La aceptación de Cristo o el rechazo de Cristo es lo que divide, lo que dibuja ya desde este mundo las fronteras del Cielo y del infierno. Yo vivo en mí un dramático proceso, luchan en mí para conquistarme Dios, en Cristo y por medio de Cristo, y Satanás, en el mundo y por medio del mundo. La desembocadura de este proceso es única: mi aceptación de Cristo o mi rechazo de Cristo.
Ante la salvación, no hay ninguna excusa que sea razonable: ni campos, ni negocios, ni familia, ni salud, ni bienestar… Hoy los pretextos que algunos aducen para no responder a las amables invitaciones del Señor son semejantes a los que leemos en la parábola: no aceptan la salvación de Dios y se excluyen voluntariamente por preferir otra cosa. Se quedan con lo que eligen y pierden lo que rechazan.
El vestido de fiesta
Es muy grave rechazar la invitación divina, vivir como si Dios no fuera importante y el encuentro definitivo con Él estuviera tan lejano que no mereciera la pena prepararse para él.
Dice también la parábola que el Rey, al ver que los convidados no hicieron caso, e incluso algunos mataron a sus servidores, montó en cólera y envió sus tropas que acabaron con esos asesinos y prendieron fuego a la ciudad. Después mandó a sus servidores a los cruces de los caminos para invitar a todos los que encontraran. Una vez que el banquete se llenó de comensales, el Rey salió y reparó en uno que no llevaba vestido de fiesta. Le reprendió y lo hizo atar de pies y manos para arrojarlo a las tinieblas.
Tremendo relato el de este pasaje evangélico. El convidado había acogido la invitación, seguramente para beneficiarse de la comida y esplendidez de la fiesta, pero no estaba a la altura de las circunstancias, no llevaba el vestido adecuado.
Este vestido es el vestido de salvación, el manto de la justicia, el vestido de la vida y de la gloria; que no envejece, que nunca pasa; es símbolo de los dones escatológicos de Dios y de la pertenencia a la comunidad de Dios. Una exigencia, un imperativo tiene tu vida: la conversión. Tu vida es tu hora, tu oportunidad. Y ésta, tu única hora (oportunidad), tiene un imperativo: la conversión. Viste el vestido de la gracia antes que llegue tu muerte. ¡Vístetelo HOY!.

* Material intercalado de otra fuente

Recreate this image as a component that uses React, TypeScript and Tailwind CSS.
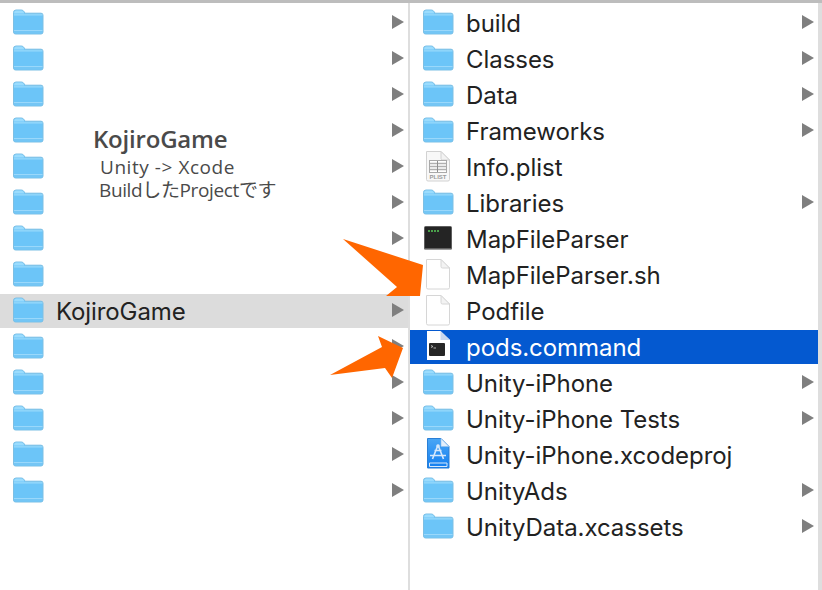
import React from 'react';

const leftRows = [0, 1, 2, 3, 4, 5, 6, 7, 8, 9, 10, 11, 12, 13];
const noArrowLeft = [7];

const rightRows = [
  { name: 'build', icon: 'folder', arrow: true },
  { name: 'Classes', icon: 'folder', arrow: true },
  { name: 'Data', icon: 'folder', arrow: true },
  { name: 'Frameworks', icon: 'folder', arrow: true },
  { name: 'Info.plist', icon: 'plist', arrow: false },
  { name: 'Libraries', icon: 'folder', arrow: true },
  { name: 'MapFileParser', icon: 'exec', arrow: false },
  { name: 'MapFileParser.sh', icon: 'doc', arrow: false },
  { name: 'Podfile', icon: 'doc', arrow: false },
  { name: 'pods.command', icon: 'command', arrow: false },
  { name: 'Unity-iPhone', icon: 'folder', arrow: true },
  { name: 'Unity-iPhone Tests', icon: 'folder', arrow: true },
  { name: 'Unity-iPhone.xcodeproj', icon: 'xcode', arrow: false },
  { name: 'UnityAds', icon: 'folder', arrow: true },
  { name: 'UnityData.xcassets', icon: 'folder', arrow: true },
];

const FolderIcon = () => (
  <svg width="32" height="26" viewBox="0 0 32 26" className="shrink-0">
    <path d="M1.5 3.5 Q1.5 1 4 1 H9.5 Q11 1 12 2.6 L13.2 4.2 H29 Q31 4.2 31 6.2 V23 Q31 25 29 25 H3.5 Q1.5 25 1.5 23 Z" fill="#6cc5f8" stroke="#7cbfe4" strokeWidth="1" />
    <path d="M2 4 Q2 1.5 4 1.5 H9.5 Q10.8 1.5 11.6 3 L12.4 4.6 H2 Z" fill="#9bdcfd" />
    <rect x="2" y="5.4" width="28.5" height="1" fill="#a5dffc" />
    <rect x="2" y="21" width="28.5" height="1" fill="#9ad8fb" />
    <path d="M2 22 H30.5 V23 Q30.5 24.5 29 24.5 H3.5 Q2 24.5 2 23 Z" fill="#74c6f5" />
  </svg>
);

const DocIcon = ({ children, fill = '#ffffff', line = '#d6d6d6' }: { children?: React.ReactNode; fill?: string; line?: string }) => (
  <svg width="32" height="34" viewBox="0 0 32 34" className="shrink-0">
    <path d="M4.5 2.5 H19 L27.5 11 V30.5 Q27.5 32 26 32 H6 Q4.5 32 4.5 30.5 Z" fill={fill} stroke={line} strokeWidth="1" />
    <path d="M19 2.5 V9.5 Q19 11 20.5 11 H27.5 Z" fill="#f3f3f3" stroke={line} strokeWidth="1" />
    {children}
  </svg>
);

const PlistIcon = () => (
  <DocIcon fill="#f8f8f8" line="#d2d2d2">
    <rect x="7.5" y="11.5" width="17" height="12" fill="#ffffff" stroke="#a9a9a9" strokeWidth="1" />
    <path d="M8 14.5 H24 M8 17.5 H24 M8 20.5 H24" stroke="#b0b0b0" strokeWidth="1.4" />
    <path d="M15.5 12 V23" stroke="#8f8f8f" strokeWidth="1" />
    <text x="16" y="30" textAnchor="middle" fontSize="6" fontWeight="700" fill="#9a9a9a" fontFamily="Liberation Sans, sans-serif">PLIST</text>
  </DocIcon>
);

const ExecIcon = () => (
  <svg width="32" height="26" viewBox="0 0 32 26" className="shrink-0">
    <rect x="2.5" y="1.5" width="27" height="23" rx="1" fill="#242424" stroke="#5e5e5e" strokeWidth="1" />
    <rect x="3" y="23.5" width="26" height="1.5" fill="#9c9c9c" />
    <path d="M6 6 H8 M9 6 H11 M12 6 H14 M15 6 H17" stroke="#4aa04a" strokeWidth="2" />
  </svg>
);

const CommandIcon = () => (
  <svg width="32" height="34" viewBox="0 0 32 34" className="shrink-0">
    <path d="M5 2 H18.5 L28 11 V31 H5 Z" fill="#ffffff" />
    <path d="M18.5 2 V11 H28 Z" fill="#c9d8ee" />
    <rect x="7" y="14" width="16" height="13" rx="1" fill="#262626" />
    <path d="M9 16.5 L11 17.5 L9 18.5 M11.5 19 H14" stroke="#d0d0d0" strokeWidth="0.8" fill="none" />
  </svg>
);

const XcodeIcon = () => (
  <svg width="32" height="34" viewBox="0 0 32 34" className="shrink-0">
    <defs>
      <linearGradient id="xcodeFill" x1="0" y1="0" x2="0" y2="1">
        <stop offset="0" stopColor="#4aa6f5" />
        <stop offset="1" stopColor="#127ef0" />
      </linearGradient>
    </defs>
    <path d="M5.5 1.5 H19 L27 9.5 V31 H5.5 Z" fill="url(#xcodeFill)" stroke="#2a7fd6" strokeWidth="1" />
    <path d="M19 1.5 V9.5 H27 Z" fill="#e4effb" stroke="#8dbdec" strokeWidth="0.6" />
    <path d="M7.5 26 H25 V29.5 H7.5 Z" fill="none" stroke="#d8e9fb" strokeWidth="1" />
    <path d="M16 8 L10.5 22 M16 8 L21.5 22 M8 18.5 H24 M12.5 13.5 H19.5" stroke="#d6e8fb" strokeWidth="1.6" fill="none" />
    <circle cx="16" cy="9" r="1.8" fill="#d6e8fb" />
  </svg>
);

const Chevron = () => (
  <div className="w-0 h-0 -mt-[2px] border-y-[7px] border-y-transparent border-l-[12px] border-l-[#7f7f7f]" />
);

const renderIcon = (icon: string) => {
  if (icon === 'folder') return <FolderIcon />;
  if (icon === 'plist') return <PlistIcon />;
  if (icon === 'exec') return <ExecIcon />;
  if (icon === 'doc') return <DocIcon />;
  if (icon === 'command') return <CommandIcon />;
  return <XcodeIcon />;
};

export default function App() {
  return (
    <div className="relative w-[822px] h-[590px] overflow-hidden bg-white font-['Inter','Liberation_Sans',sans-serif] text-[#222222]">
      {/* window top edge */}
      <div className="h-[3px] bg-[#bdbdbd]" />
      <div className="flex h-[587px] pt-px">
        {/* left column */}
        <div className="w-[408px] shrink-0">
          {leftRows.map((i) => (
            <div key={i} className="h-9 pt-[2px]">
              <div className={`flex items-center h-[34px] pl-[12px] pr-[4px] ${i === 8 ? 'bg-[#dcdcdc]' : ''}`}>
                <div className="-mt-[2px]"><FolderIcon /></div>
                <span className="ml-[12px] mt-[2px] text-[24px] tracking-[-0.1px] flex-1">{i === 8 ? 'KojiroGame' : ''}</span>
                {!noArrowLeft.includes(i) && <Chevron />}
              </div>
            </div>
          ))}
        </div>
        <div className="w-[2px] shrink-0 bg-[#dedede] -mt-px" />
        {/* right column */}
        <div className="w-[408px] shrink-0">
          {rightRows.map((r) => {
            const selected = r.name === 'pods.command';
            return (
              <div key={r.name} className="h-9 pt-[2px]">
                <div className={`flex items-center h-[34px] pl-[12px] pr-[4px] ${selected ? 'bg-[#0459d0] text-white' : ''}`}>
                  <div className="-mt-[2px]">{renderIcon(r.icon)}</div>
                  <span className="ml-[12px] mt-[2px] text-[24px] tracking-[-0.05px] flex-1 whitespace-nowrap">{r.name}</span>
                  {r.arrow && <Chevron />}
                </div>
              </div>
            );
          })}
        </div>
        <div className="w-[4px] shrink-0 bg-[#dedede] -mt-px" />
      </div>

      {/* annotation text */}
      <div className="absolute left-[93px] top-[124px] font-['Open_Sans','Noto_Sans_CJK_JP',sans-serif] text-[#4a4a4a]">
        <div className="text-[24px] font-semibold leading-[30px] tracking-[-0.2px]">KojiroGame</div>
        <div className="ml-[7px] mt-px text-[19px] leading-[24px] tracking-[0.55px]">Unity -&gt; Xcode</div>
        <div className="ml-[6px] text-[19px] leading-[22px] tracking-[-0.37px] whitespace-nowrap">BuildしたProjectです</div>
      </div>

      {/* orange arrows */}
      <svg width="822" height="590" viewBox="0 0 822 590" className="absolute inset-0 pointer-events-none">
        <polygon points="343,239 423,265 420,296 386,296 397,287" fill="#ff6600" />
        <polygon points="330,375 382,347 378,336 403,348 392,378 385,368" fill="#ff6600" />
      </svg>
    </div>
  );
}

La conversión, la penitencia es el traje de fiesta. Y ¿por qué ¡hoy!?. Porque para Dios toda tu vida es un HOY. Además, mañana puede ser tarde. Puedes morir hoy. La llamada de Dios que es la muerte puede sobrevenir en cualquier momento. ¡Ay, del que no esté preparado!
El remedio eficaz
Y la conversión y la penitencia es precisamente la llamada de la Virgen María en Fátima. Nos pide con tristeza que no ofendamos más a Dios que ya está muy ofendido y repite con insistencia que recemos el rosario todos los días. La misma Hermana Lucía aseguró que la Santísima Virgen dijo que «los últimos remedios que Dios daba al mundo eran: el Santo Rosario y el Inmaculado Corazón de María» y que «el Rosario es el arma de combate de las batallas espirituales de los últimos tiempos”.
Si queremos triunfar, si queremos vestir el traje de fiesta para ser recibidos por el Rey con alegría, acojamos el mensaje de María y vivámoslo en clave de esperanza. Ella nos llevará al triunfo, el triunfo de decidirnos a profesar sin glosa el seguimiento de Cristo.